Monday, July 9, 2012

Where's the Prozac for Techno-Depression?

["Let Inga Tell You," La Jolla Light, published July 12, 2012]  © 2012

It’s official:  I’m suffering from Techno-Depression.  Last week I went to get my hair done and when the customer before me handed her credit card to the stylist, Angie inserted this tiny white gismo into the top of her phone, swiped the card, and had the customer sign by writing her name with her finger on the screen.

I’ve been left in the digital dust.

I’m still trying to figure out how to answer my cell phone.  My younger son does a truly vicious imitation of me using mine.  Because I use it so rarely, I never remember what you’re supposed to do when it rings. Hence I tend to randomly push buttons and yell “HELLO?  HELLO?” at it.  Henri swears that when he calls me on my phone, he automatically holds his own phone at least a foot from his ear.

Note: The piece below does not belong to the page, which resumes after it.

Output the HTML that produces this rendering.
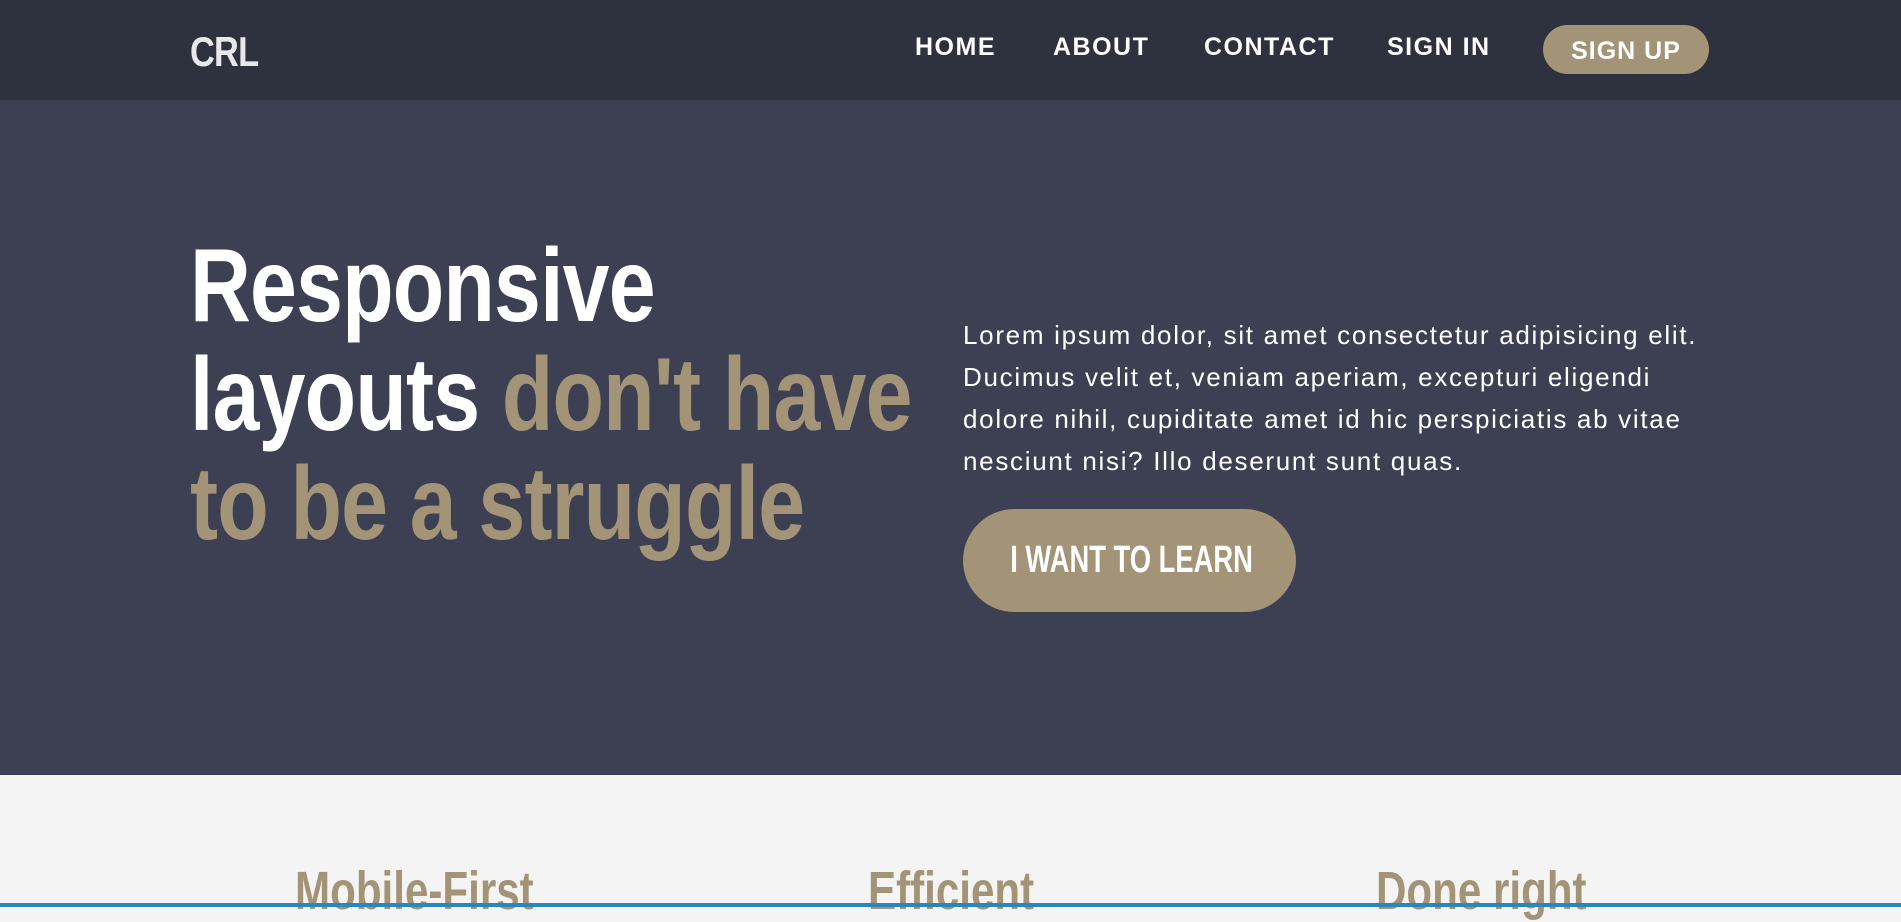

But just for the record, how intuitive is it to push END when you want to START?  Huh?  Huh?  How hard would it be to label that button On/Off?  (This could be my next career: designing electronics for the technically challenged.) 

Hair stylist Angie has been my cell phone tech support for quite a while now.  It used to be that I had to drive the phone over to Radio Shack in downtown La Jolla and have the kid behind the counter erase text messages for me.  He’d always say, “Don’t you want to read them first?”  I’d reply, “Nope.  It’s always some guy name Luis who thinks I want to hook up.” 

I am perfectly fine not texting although when I got the phone, T-Mobile proceeded to send me my password via text message.  I proceeded to bury them in execrative invective by email, pointing out that just because one has a phone doesn’t mean one knows how to text.  They need to understand that some of their customers are seriously techno-impaired.

Angie insists that cell phones, even Smart Phones, are not as complicated as they look. Even her Mom has one, she says, and she’s almost SIXTY. 

“I’m surprised she can still tie her shoes,” I said drily.

“They have classes, you know,” Angie persisted.  “No,” I said, “unless you can get the app where some fifteen-year-old follows you around and works the phone for you, it’s too hard for me.”

I first began to get the feeling I was being left behind in the digital Pleistocene when one of my kids moved a few years back.  “Let me know when you get your new number,” I said.

“Mom,” he said, “nobody but you has a land line anymore.  In fact, are they still legal?”

Now my worst nightmare has become a reality:  all the electronics I already have trouble operating have been consolidated into one I can’t operate at all: a Smart Phone.    My-two-year old granddaughter watches downloaded TV shows and videos on her iPhone (her parents’ old one).  All the photos I get now have been taken by someone’s cell phone instead of their digital one.  I’m still trying to work myself into the iPod generation but Angie says she downloaded (uploaded?) all her music on to the phone too.  Ipods are so last decade, she says.

Reading the Sunday New York Times travel section, I have learned that besides using your phone as a boarding pass, one can now track one’s bags with one’s phone, and subscribe to services that will upgrade your airplane seat to a better as soon as one becomes available.  I fear I’m destined to have the worst seat on any plane, and be the last one out of the continent after the blizzard.  And definitely the only one who truly has no idea where her bags are. 

Those commercials on TV where the kid tells his fawning phone servant to call him Rock God or find places that deliver tomato soup really drive home in the most depressing way possible that I’ve outlived my technical skills. Ironically, in college, I was pretty much my dorm’s tech support.  Such was my renown with Smith-Corona electric typewriters  (the cutting edge technology of their day) that everybody came to me for help changing the ribbons.

My younger son thinks the cure for techno depression is techno skill acquisition.  Could I at least try to embrace cell phones?  If you can breeze through the New York Times crossword puzzle 365 days a year, he says, (well, 313 days really; the Monday puzzle is too easy to be worth doing), surely you can learn to operate a cell phone?

“Of course,” added Henri, “you will have to turn it on.”

“But,” I said, “I don’t want anyone to actually reach me.” 

I guess I could just ignore it when it rings and just use its other features.  Because I really do want to know where my bags are.